La prétendue « crise de liquidité » en Guinée, souvent décriée par les citoyens et les acteurs économiques, mérite une lecture plus profonde que le simple constat d’une pénurie de billets. En réalité, cette situation reflète une stratégie délibérée du gouvernement pour moderniser l’économie et réduire la dépendance au cash, dans un contexte où la digitalisation des transactions s’impose comme une nécessité mondiale. Comme l’a souligné le Premier ministre Amadou Oury Bah, le dynamisme de l’économie guinéenne avec un taux de croissance exceptionnel de 7 % en 2024 exige des ajustements structurels, notamment dans la gestion des moyens de paiement.
Le gouvernement guinéen ne subit pas une crise de liquidité ; il la provoque pour accélérer la transition vers une économie numérique. Les restrictions sur les retraits bancaires et les plafonnements imposés visent à réduire la circulation de l’argent physique, favorisant ainsi les virements électroniques et les portefeuilles digitaux comme Orange money ,Kulu ou Soutra-Money. Cette approche s’inscrit dans une logique globale d’inclusion financière, où le taux de bancarisation (environ 23 %) doit être compensé par des solutions alternatives. la fin des paiements en espèces pour les salaires et dépenses publiques — confirme cette volonté de formaliser les flux monétaires.
La Banque centrale de Guinée (BCRG) ne reste pas en marge de cette révolution. Bien que non explicitement mentionnée dans les sources disponibles, sa probable orientation vers une monnaie numérique s’aligne sur les tendances africaines (comme l’eNaira au Nigeria et d’autre pays) pour contrer l’inflation, la corruption et la fraude. Les cryptomonnaies locales ou réglementées pourraient offrir une alternative stable aux devises traditionnelles, tout en sécurisant les transactions minières (bauxite, etc.) et en limitant les fuites de capitaux. Dr Patrice Loua, promoteur de la Limocoin en Guinée, illustre dans un entretien qu’il a accordé a nos confrères de Guineematind’ailleurs comment ces actifs numériques peuvent restaurer une « justice monétaire » en standardisant les valeurs
L’État utilise cette période pour observer la réactivité des Guinéens face au changement. Comme le dit l’adage populaire, « ne pas communiquer est une communication ». Les difficultés d’accès au cash poussent les populations et les entreprises à adopter des solutions digitales, tandis que le gouvernement évalue les résistances et ajuste sa stratégie. Cette méthode, bien que critiquée pour son manque de transparence, pourrait s’avérer payante à long terme en réduisant les coûts liés à la gestion du cash (impression, transport, sécurité) et en renforçant la traçabilité fiscale. Mais ça dumunera aussi des vols.

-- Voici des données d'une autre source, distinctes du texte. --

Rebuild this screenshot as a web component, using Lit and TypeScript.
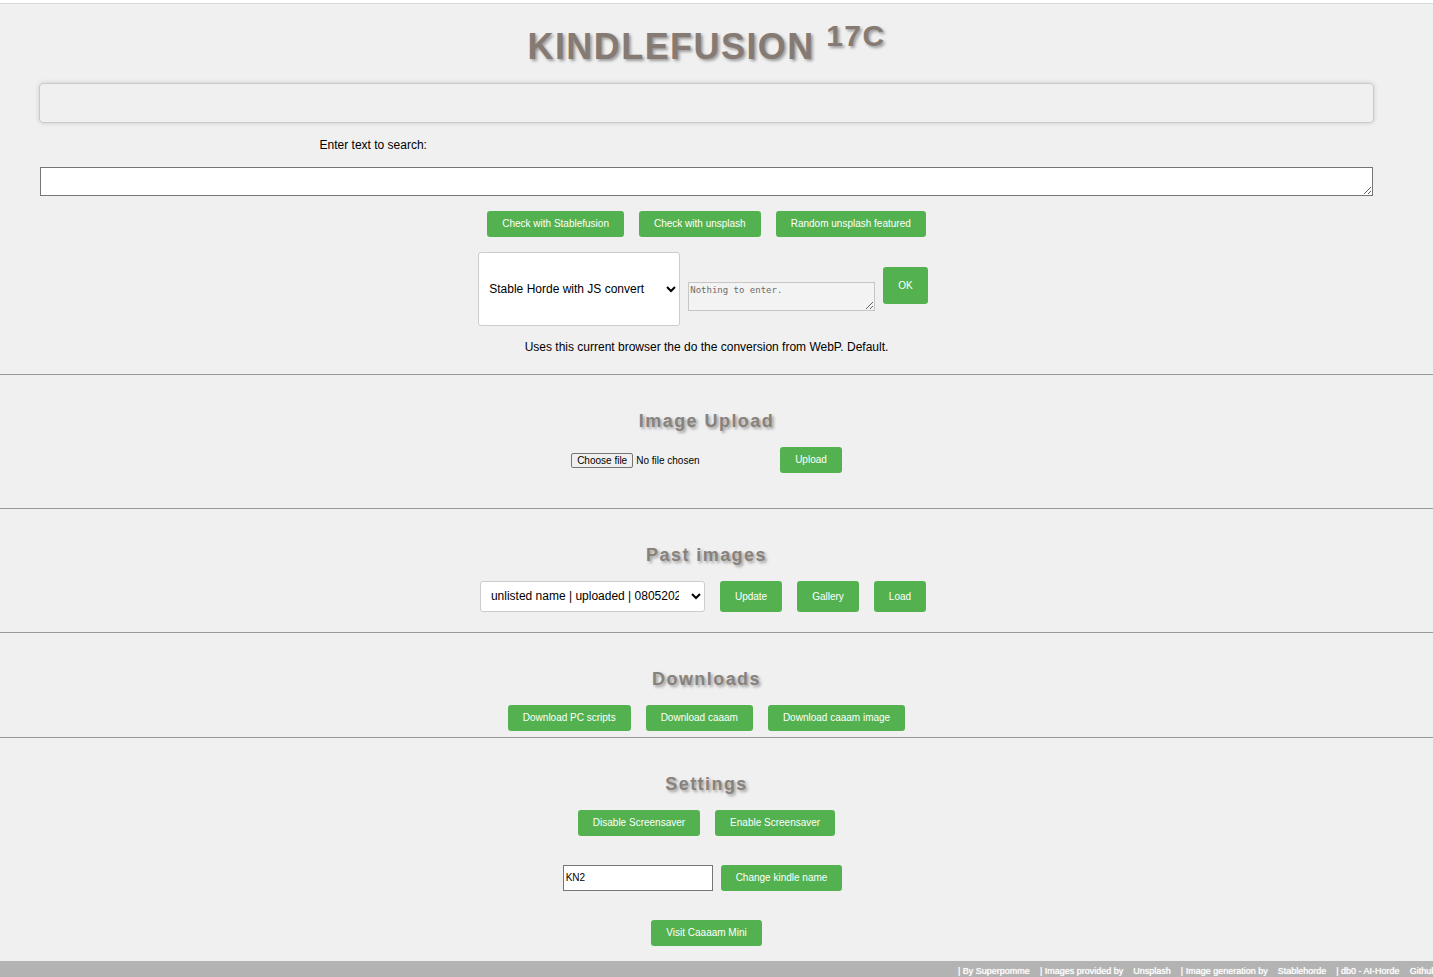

Derrière les apparences d’une crise se cache une vision ambitieuse : faire de la Guinée une économie 100 % digitale, résiliente face aux chocs externes et intégrée aux marchés globaux. Si les mesures actuelles créent des tensions, elles préparent le terrain pour une sécurité financière renforcée et une meilleure gouvernance. La Banque centrale, en emboîtant le pas aux MNBC (Monnaies Numériques de Banque Centrale), pourrait bientôt officialiser une crypto-monnaie nationale, consolidant ainsi l’autonomie monétaire du pays.
Ouvrons grand les yeux et faisons face à la réalité.